2.5. Es widerspricht aber grundlegenden rechtsstaatlichen Anforderungen an die Begründung von Entscheidungen eines (insoweit erstinstanzlich entscheidenden) Gerichts, wenn sich der Sachverhalt, Beweiswürdigung und rechtliche Beurteilung nicht aus der Gerichtsentscheidung selbst, sondern erst aus einer Zusammenschau mit der Begründung der Bescheide ergibt. Die für die bekämpfte Entscheidung maßgeblichen Erwägungen müssen aus der Begründung der Entscheidung hervorgehen, da nur auf diese Weise die rechtsstaatlich gebotene Kontrolle durch den Verfassungsgerichthof möglich ist (vgl.

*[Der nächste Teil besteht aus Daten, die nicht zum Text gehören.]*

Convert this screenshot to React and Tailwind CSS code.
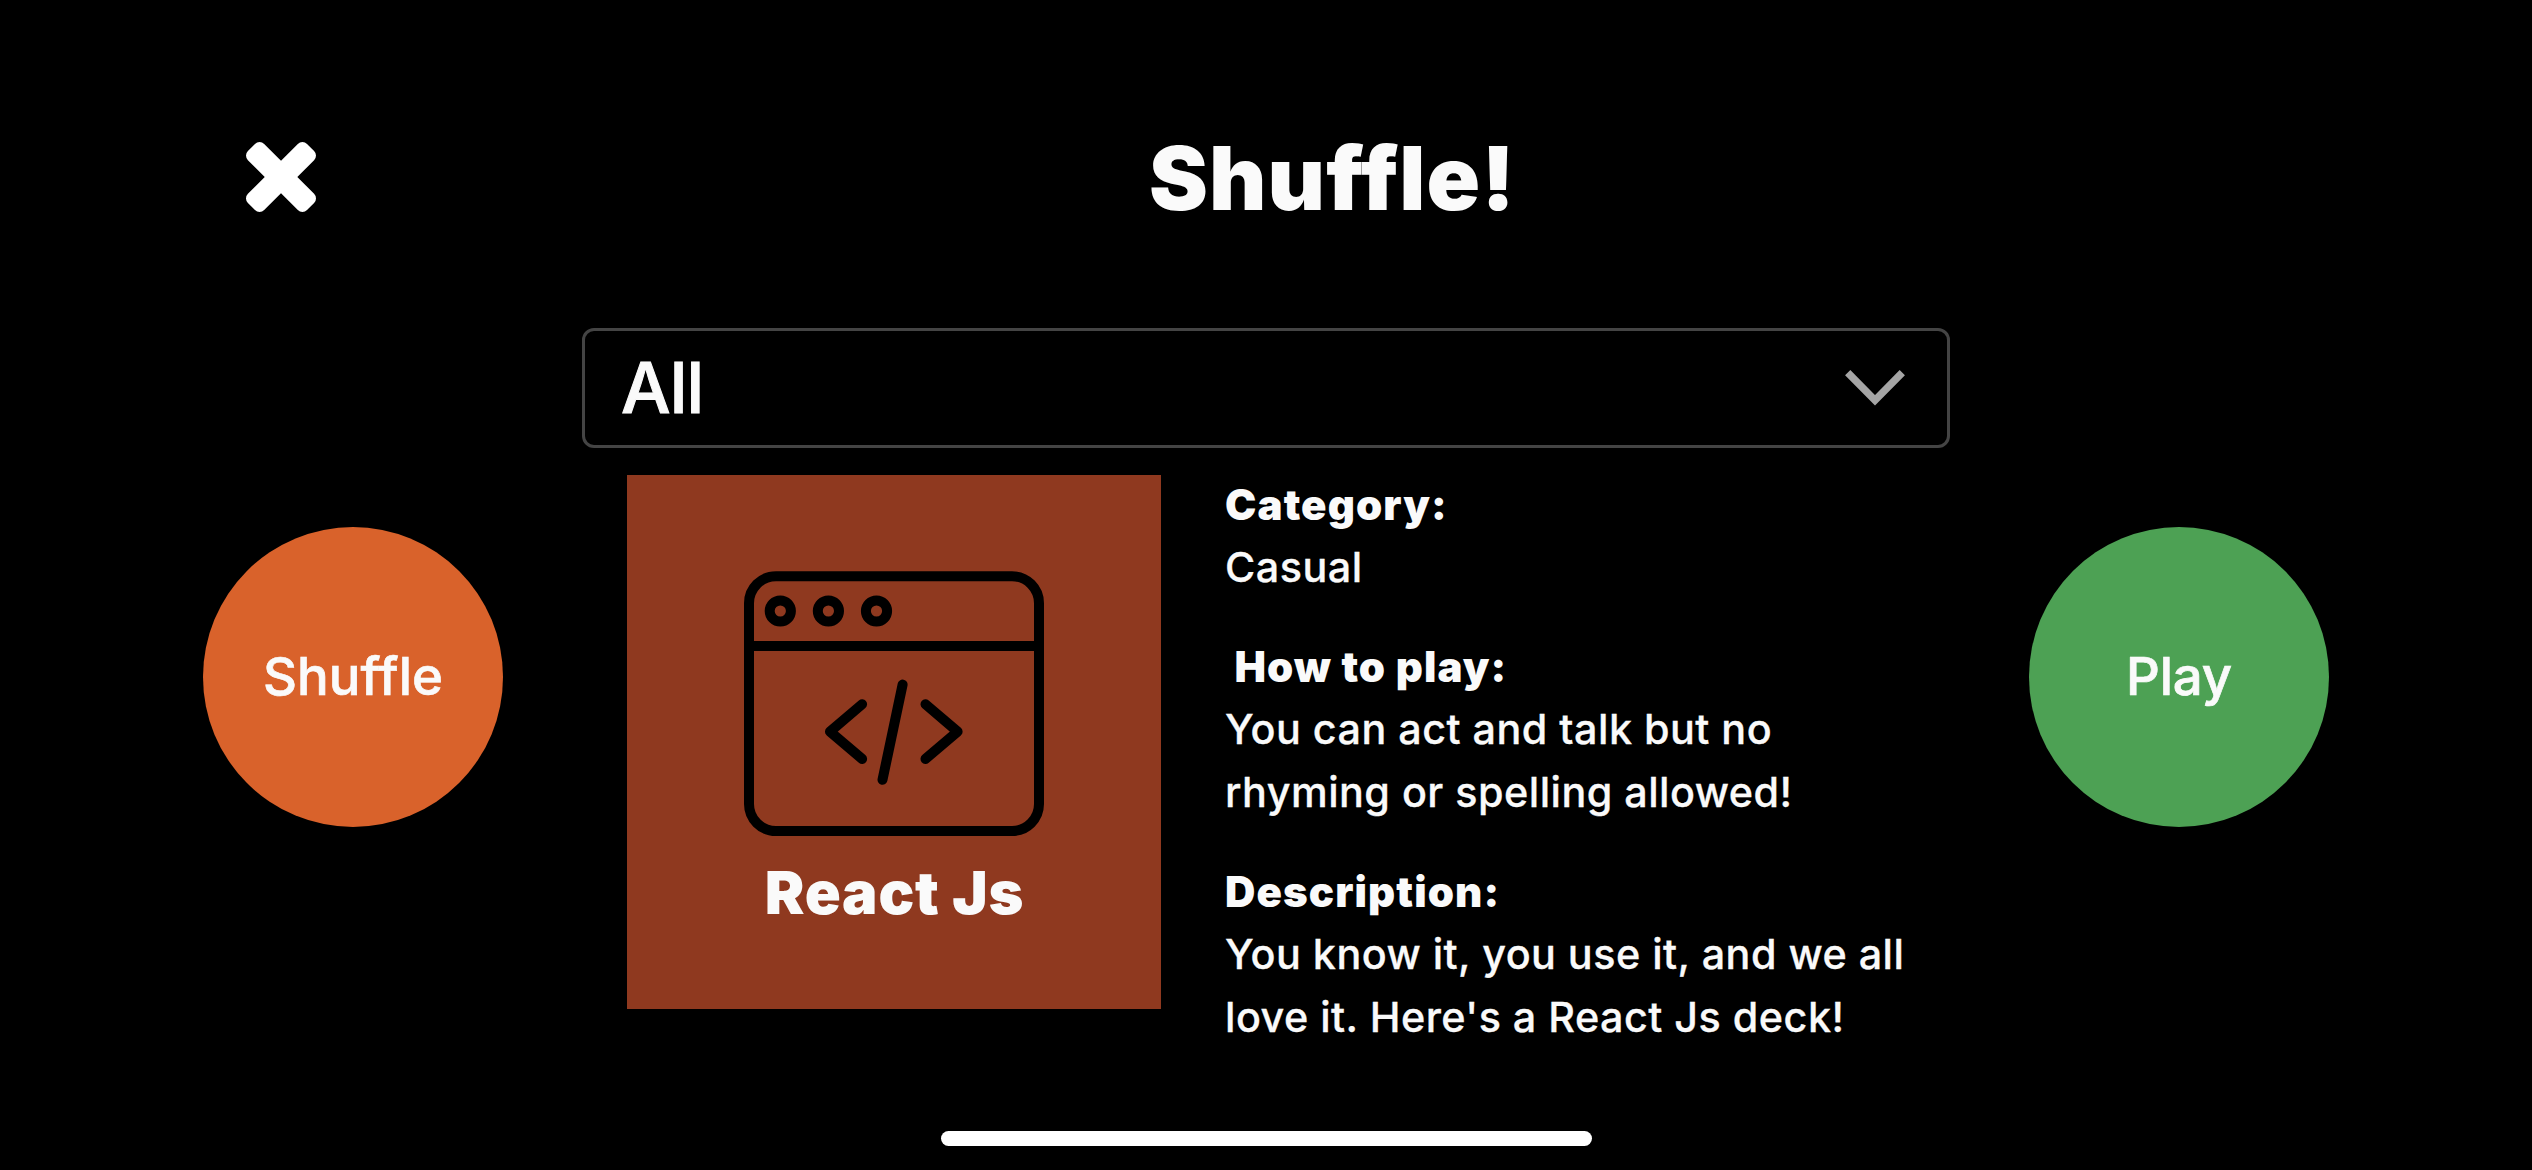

VfSlg. 17.901/2006, 18.000/2006; 18.632/2008).

2.6. Der Beschwerdeführer ist deshalb durch die angefochtene Entscheidung in seinem verfassungsgesetzlich gewährleisteten Recht auf Gleichbehandlung von Fremden untereinander verletzt worden.

III. Ergebnis

1. Die angefochtene Entscheidung ist daher aufzuheben.

2. Die Kostenentscheidung beruht auf §§88a iVm 88 VfGG. In den zugesprochenen Kosten ist Umsatzsteuer in der Höhe von € 400,-- enthalten.

3. Diese Entscheidung konnte gemäß § 19 Abs 4 erster Satz leg.cit. ohne mündliche Verhandlung in nichtöffentlicher Sitzung getroffen werden.